Après son mariage avec Pin-pon, elle poursuit l’enquête sur le viol de sa mère et s’aperçoit qu’elle a fait fausse route. Elle finit par retrouver les vrais coupables, finalement abattus par son père qu’elle tenait pour un lâche, l’année de ses 9 ans, en 1962. Elle disparaît quelques jours après son mariage et Pin-pon refait le parcours qu’elle vient d’accomplir avant un placement en hôpital psychiatrique à Marseille pour psychose. On l’a retrouvée errant sur la plage après être allée à Avignon. Pin-pon qui va enquêter et tuer à son tour, et se tromper comme elle.

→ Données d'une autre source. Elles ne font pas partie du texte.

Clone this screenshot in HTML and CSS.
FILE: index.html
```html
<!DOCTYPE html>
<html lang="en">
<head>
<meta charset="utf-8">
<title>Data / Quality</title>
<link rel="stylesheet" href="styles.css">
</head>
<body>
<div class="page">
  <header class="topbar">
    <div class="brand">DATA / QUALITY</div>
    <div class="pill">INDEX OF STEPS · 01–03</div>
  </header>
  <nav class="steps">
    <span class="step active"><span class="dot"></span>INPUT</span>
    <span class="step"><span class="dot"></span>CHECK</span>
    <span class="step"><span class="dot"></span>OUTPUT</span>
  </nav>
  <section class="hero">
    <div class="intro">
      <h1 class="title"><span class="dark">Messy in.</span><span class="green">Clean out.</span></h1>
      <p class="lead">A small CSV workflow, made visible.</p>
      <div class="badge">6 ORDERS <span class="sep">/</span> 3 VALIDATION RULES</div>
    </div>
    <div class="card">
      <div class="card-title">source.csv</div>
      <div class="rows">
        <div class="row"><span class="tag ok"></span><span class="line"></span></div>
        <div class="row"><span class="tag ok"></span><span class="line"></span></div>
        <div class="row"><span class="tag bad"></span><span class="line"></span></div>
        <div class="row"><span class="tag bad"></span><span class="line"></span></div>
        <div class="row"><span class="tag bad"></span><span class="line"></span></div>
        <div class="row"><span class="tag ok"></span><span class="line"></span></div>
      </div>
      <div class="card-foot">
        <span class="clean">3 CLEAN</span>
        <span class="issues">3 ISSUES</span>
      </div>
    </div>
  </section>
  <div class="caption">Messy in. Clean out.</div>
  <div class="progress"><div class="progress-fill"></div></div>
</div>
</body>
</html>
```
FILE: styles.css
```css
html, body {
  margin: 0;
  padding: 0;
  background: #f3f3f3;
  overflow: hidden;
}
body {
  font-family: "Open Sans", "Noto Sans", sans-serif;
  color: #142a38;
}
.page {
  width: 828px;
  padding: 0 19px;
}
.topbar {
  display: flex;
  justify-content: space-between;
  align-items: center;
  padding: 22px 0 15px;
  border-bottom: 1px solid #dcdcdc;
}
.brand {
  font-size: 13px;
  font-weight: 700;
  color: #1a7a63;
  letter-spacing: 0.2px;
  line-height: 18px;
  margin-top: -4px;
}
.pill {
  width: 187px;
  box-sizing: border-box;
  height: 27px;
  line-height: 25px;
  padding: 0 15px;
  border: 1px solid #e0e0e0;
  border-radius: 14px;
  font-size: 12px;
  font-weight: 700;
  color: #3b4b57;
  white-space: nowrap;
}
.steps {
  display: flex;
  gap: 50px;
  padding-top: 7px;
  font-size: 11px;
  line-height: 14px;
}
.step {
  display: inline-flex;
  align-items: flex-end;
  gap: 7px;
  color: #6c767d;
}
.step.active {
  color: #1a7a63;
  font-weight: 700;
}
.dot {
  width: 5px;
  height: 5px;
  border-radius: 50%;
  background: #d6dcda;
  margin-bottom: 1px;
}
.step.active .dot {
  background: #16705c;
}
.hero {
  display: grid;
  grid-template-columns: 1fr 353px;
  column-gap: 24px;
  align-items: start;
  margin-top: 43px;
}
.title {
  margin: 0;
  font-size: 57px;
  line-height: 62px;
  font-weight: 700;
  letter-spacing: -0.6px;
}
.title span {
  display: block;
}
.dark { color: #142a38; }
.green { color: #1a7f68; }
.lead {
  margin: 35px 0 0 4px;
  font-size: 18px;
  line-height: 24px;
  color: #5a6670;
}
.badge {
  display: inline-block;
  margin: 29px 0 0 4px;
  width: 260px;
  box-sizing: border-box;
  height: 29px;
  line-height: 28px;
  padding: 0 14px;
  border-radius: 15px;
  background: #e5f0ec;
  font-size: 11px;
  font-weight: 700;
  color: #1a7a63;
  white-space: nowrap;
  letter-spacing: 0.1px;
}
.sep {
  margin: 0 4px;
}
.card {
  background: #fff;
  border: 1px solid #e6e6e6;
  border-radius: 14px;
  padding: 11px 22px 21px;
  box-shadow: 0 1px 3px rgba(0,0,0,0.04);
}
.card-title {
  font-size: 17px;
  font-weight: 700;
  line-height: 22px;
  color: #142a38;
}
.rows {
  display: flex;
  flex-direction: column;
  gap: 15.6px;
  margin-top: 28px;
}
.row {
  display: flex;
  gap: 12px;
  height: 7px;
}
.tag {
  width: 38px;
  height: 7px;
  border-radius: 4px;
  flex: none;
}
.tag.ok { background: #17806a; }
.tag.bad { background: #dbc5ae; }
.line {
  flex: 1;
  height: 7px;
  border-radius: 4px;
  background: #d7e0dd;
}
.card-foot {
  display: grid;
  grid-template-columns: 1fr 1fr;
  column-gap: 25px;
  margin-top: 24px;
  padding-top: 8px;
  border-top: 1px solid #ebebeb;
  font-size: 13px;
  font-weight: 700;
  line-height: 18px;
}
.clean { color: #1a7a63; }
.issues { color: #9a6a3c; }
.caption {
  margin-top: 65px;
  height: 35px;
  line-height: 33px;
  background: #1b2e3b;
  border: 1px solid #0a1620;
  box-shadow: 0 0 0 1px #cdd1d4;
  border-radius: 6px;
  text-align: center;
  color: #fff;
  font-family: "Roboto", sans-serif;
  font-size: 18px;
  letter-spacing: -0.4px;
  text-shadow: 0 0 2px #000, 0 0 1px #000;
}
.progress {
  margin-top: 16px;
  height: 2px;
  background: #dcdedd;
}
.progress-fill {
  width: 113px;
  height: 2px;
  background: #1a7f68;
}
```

Un récit très structuré et une intrigue particulièrement bien imaginée. Un récit choral où chaque personnage a sa partie : Pin-pon (au début et à la fin), Elle (Éliane, la fille), sa mère appelée Eva Braun pour son accent et la vieille tante sourde de la famille de Pin-pon. Une famille bien décrite de français moyens avec la mère acariâtre, sa sœur qui donne l’impression de délirer mais qui voit clair et les deux frères : Mickey, un coureur cycliste amateur et Bou-bou, un gamin passionné de science-fiction. Plus des tas de personnages annexes dont cette Calamité, ancienne institutrice d’Éliane et amoureuse d’elle malgré la haine qu’elle lui a toujours inspirée.

Bref, c’est du solide, du costaud et du roboratif. Japrisot n’est pas un styliste, mais il sait faire parler ses personnages comme dans la vie, avec des expressions populaires, des petites blagues et des discours fatalistes. C’est de la littérature populaire, mais de la bonne, celle des bons faiseurs, les Simenon, Le Breton, Simonin pour rester dans le polar et, dans un genre différent, les Robert Merle, Pierre Boulle ou René Barjavel.

Le roman date de 1977, à une époque où la littérature populaire policière donnait encore des œuvres de cette qualité. Loin, très loin des Lévy, Musso et Bussi actuels. On s’en doute.